Añoranza del día de mi consagración: El salmo 62 moviliza los sentimientos más profundos, la experiencia religiosa más genuina, que originó nuestra vocación. ¿No recordamos aquel día en que, abandonándolo todo, le dijimos: «Oh Dios, Tú eres mi Dios»? En aquellos primeros momentos, cuando Dios nos sedujo, contemplábamos su belleza, su encanto, su poder; mas no sospechábamos que no todo en nuestra vida sería dirigido por aquella luz, por aquella saciedad. Hemos tenido que vivir, como Jesús, la experiencia del destierro, de la noche, de la sequedad, de la lejanía del Padre.

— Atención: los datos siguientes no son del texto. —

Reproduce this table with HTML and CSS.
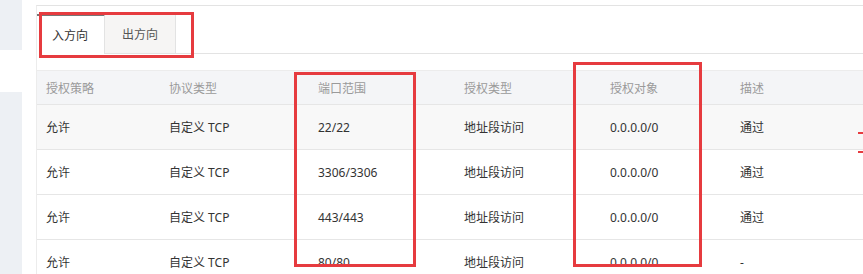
FILE: index.html
```html
<!DOCTYPE html>
<html lang="zh-CN">
<head>
  <meta charset="UTF-8">
  <meta name="viewport" content="width=device-width, initial-scale=1.0">
  <title>安全组规则</title>
  <link rel="stylesheet" href="styles.css">
</head>
<body>
  <!-- Left nav strip -->
  <aside class="side">
    <div class="side-block side-top"></div>
    <div class="side-block side-rest"></div>
  </aside>

  <main class="panel">
    <!-- Direction tabs -->
    <div class="tabs">
      <div class="tab active">入方向</div>
      <div class="tab">出方向</div>
      <div class="mark mark-tabs"></div>
    </div>

    <!-- Rules table -->
    <div class="rules">
      <div class="row head">
        <div class="cell">授权策略</div>
        <div class="cell">协议类型</div>
        <div class="cell">端口范围</div>
        <div class="cell">授权类型</div>
        <div class="cell">授权对象</div>
        <div class="cell">描述</div>
      </div>
      <div class="row hover">
        <div class="cell">允许</div>
        <div class="cell">自定义 TCP</div>
        <div class="cell">22/22</div>
        <div class="cell">地址段访问</div>
        <div class="cell">0.0.0.0/0</div>
        <div class="cell">通过</div>
      </div>
      <div class="row">
        <div class="cell">允许</div>
        <div class="cell">自定义 TCP</div>
        <div class="cell">3306/3306</div>
        <div class="cell">地址段访问</div>
        <div class="cell">0.0.0.0/0</div>
        <div class="cell">通过</div>
      </div>
      <div class="row">
        <div class="cell">允许</div>
        <div class="cell">自定义 TCP</div>
        <div class="cell">443/443</div>
        <div class="cell">地址段访问</div>
        <div class="cell">0.0.0.0/0</div>
        <div class="cell">通过</div>
      </div>
      <div class="row">
        <div class="cell">允许</div>
        <div class="cell">自定义 TCP</div>
        <div class="cell">80/80</div>
        <div class="cell">地址段访问</div>
        <div class="cell">0.0.0.0/0</div>
        <div class="cell">-</div>
      </div>

      <!-- highlight frames -->
      <div class="mark mark-port"></div>
      <div class="mark mark-target"></div>
      <div class="tick tick-a"></div>
      <div class="tick tick-b"></div>
    </div>
  </main>
</body>
</html>
```

FILE: styles.css
```css
body {
  margin: 0;
  height: 274px;
  overflow: hidden;
  background: #fff;
  font-family: "Noto Sans", "Noto Sans CJK SC", sans-serif;
  font-size: 12px;
  color: #333;
  display: flex;
  gap: 14px;
}

/* Left nav strip */
.side {
  width: 22px;
  flex: none;
  display: flex;
  flex-direction: column;
}

.side-block {
  background: #edf0f4;
}

.side-top {
  height: 50px;
  margin-bottom: 42px;
}

.side-rest {
  flex: 1;
}

/* Main panel */
.panel {
  flex: 1;
  margin-top: 5px;
  border-top: 1px solid #e3e3e3;
  border-left: 1px solid #ececec;
}

/* Tabs */
.tabs {
  position: relative;
  display: flex;
  margin-top: 8px;
  height: 39px;
  border-bottom: 1px solid #e3e3e3;
}

.tab {
  display: flex;
  align-items: center;
  padding: 0 17px;
  color: #555;
  background: #f6f5f4;
  border-right: 1px solid #e3e3e3;
  border-top: 1px solid #e3e3e3;
}

.tab.active {
  padding: 0 15px;
  width: 37px;
  color: #333;
  background: #fff;
  border-top: 2px solid #777;
  margin-bottom: -1px;
}

/* Rules table */
.rules {
  position: relative;
  margin-top: 16px;
}

.row {
  display: grid;
  grid-template-columns: 123px 149px 146px 146px 130px 1fr;
  height: 44px;
  align-items: center;
  border-bottom: 1px solid #e6e6e6;
}

.row.head {
  height: 33px;
  background: #f4f5f7;
  color: #9a9a9a;
  border-top: 1px solid #ececec;
}

.row.hover {
  background: #f8f8f8;
}

.cell {
  padding-left: 9px;
  white-space: nowrap;
}

/* Red highlight frames */
.mark {
  position: absolute;
  border: 3px solid #e63b3f;
  box-sizing: border-box;
  pointer-events: none;
}

.mark-tabs {
  left: 2px;
  top: -2px;
  width: 155px;
  height: 46px;
}

.mark-port {
  left: 257px;
  top: 2px;
  width: 122px;
  height: 195px;
}

.mark-target {
  left: 536px;
  top: -8px;
  width: 129px;
  height: 205px;
}

.tick {
  position: absolute;
  right: 0;
  width: 5px;
  height: 2px;
  background: #e63b3f;
}

.tick-a {
  top: 62px;
}

.tick-b {
  top: 81px;
}
```
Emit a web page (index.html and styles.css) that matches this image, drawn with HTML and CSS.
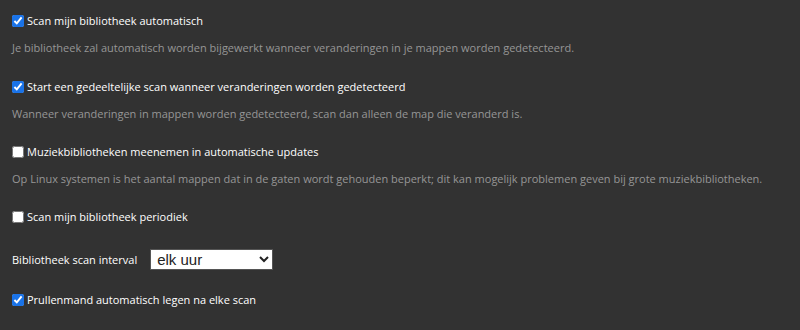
FILE: index.html
```html
<!DOCTYPE html>
<html lang="nl">
<head>
  <meta charset="UTF-8">
  <title>Bibliotheek instellingen</title>
  <link rel="stylesheet" href="styles.css">
</head>
<body>
  <div class="settings">
    <div class="setting">
      <label class="check"><input type="checkbox" checked> Scan mijn bibliotheek automatisch</label>
      <div class="desc">Je bibliotheek zal automatisch worden bijgewerkt wanneer veranderingen in je mappen worden gedetecteerd.</div>
    </div>
    <div class="setting">
      <label class="check"><input type="checkbox" checked> Start een gedeeltelijke scan wanneer veranderingen worden gedetecteerd</label>
      <div class="desc">Wanneer veranderingen in mappen worden gedetecteerd, scan dan alleen de map die veranderd is.</div>
    </div>
    <div class="setting">
      <label class="check"><input type="checkbox"> Muziekbibliotheken meenemen in automatische updates</label>
      <div class="desc">Op Linux systemen is het aantal mappen dat in de gaten wordt gehouden beperkt; dit kan mogelijk problemen geven bij grote muziekbibliotheken.</div>
    </div>
    <div class="setting">
      <label class="check"><input type="checkbox"> Scan mijn bibliotheek periodiek</label>
    </div>
    <div class="setting interval">
      <span class="interval-label">Bibliotheek scan interval</span>
      <select class="interval-select">
        <option>elk uur</option>
        <option>elke dag</option>
        <option>elke week</option>
      </select>
    </div>
    <div class="setting">
      <label class="check"><input type="checkbox" checked> Prullenmand automatisch legen na elke scan</label>
    </div>
  </div>
</body>
</html>
```
FILE: styles.css
```css
body { margin: 0; padding: 0; background: #323232; font-family: 'Open Sans', 'Noto Sans', sans-serif; font-size: 11px; color: #fff; }
.settings { padding: 12px 12px; }
.setting { margin-bottom: 20px; }
.setting:first-child { margin-bottom: 21px; }
.check { display: flex; align-items: center; line-height: 18px; font-weight: 500; }
.check input { width: 12px; height: 12px; margin: 0 3px 0 0; accent-color: #1a73e8; }
.desc { margin-top: 9px; line-height: 18px; color: #969696; white-space: nowrap; }
.interval { display: flex; align-items: center; height: 26px; margin-top: 19px; margin-bottom: 19px; }
.interval-label { margin-right: 13px; }
.interval-select { width: 123px; height: 21px; font-family: 'Liberation Sans', Arial, sans-serif; font-size: 15px; color: #222; background: #fff; border: 1px solid #555; border-radius: 0; padding: 0 2px; }
```
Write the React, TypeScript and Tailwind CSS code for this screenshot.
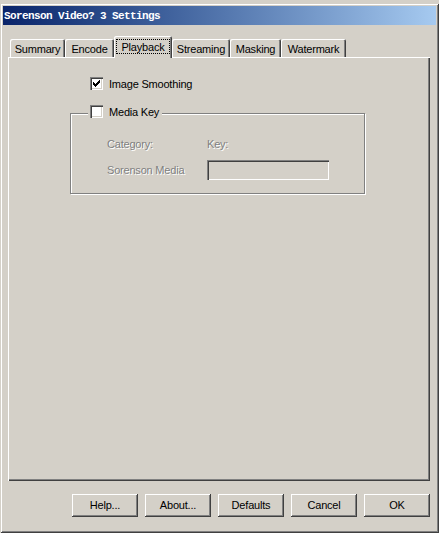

Pero con el salmista constatamos que hoy se puede revivir aquella experiencia vocacional, que es posible que su luz desvele nuestro sueño y que nos haga madrugar, como Jesús resucitó la mañana de Pascua cuando los demás dormían. Nuestra misma sed es sed de Dios, como la sed de Jesús crucificado. Y es posible calmarla con el «agua viva» del Espíritu.

A pesar de las noches oscuras y de la sequedad seguimos anclados y unidos a Dios: «Mi alma está unida a Ti», «Sin Mí no podéis hacer nada». Lo recordamos como María en nuestro pensamiento y vida. Intuimos que nuestra noche sólo es la sombra que el mismo Dios proyecta sobre nuestro camino.

Renovemos la respuesta de nuestra vocación diciendo a nuestro Dios: «Tu gracia vale más que la vida». Tu encanto, tu belleza, tu amor, tu poder liberador, manifestados en el «lleno de gracia», Jesús, merece que te consagremos nuestra existencia y nos perdamos en el océano de tu mar inmenso.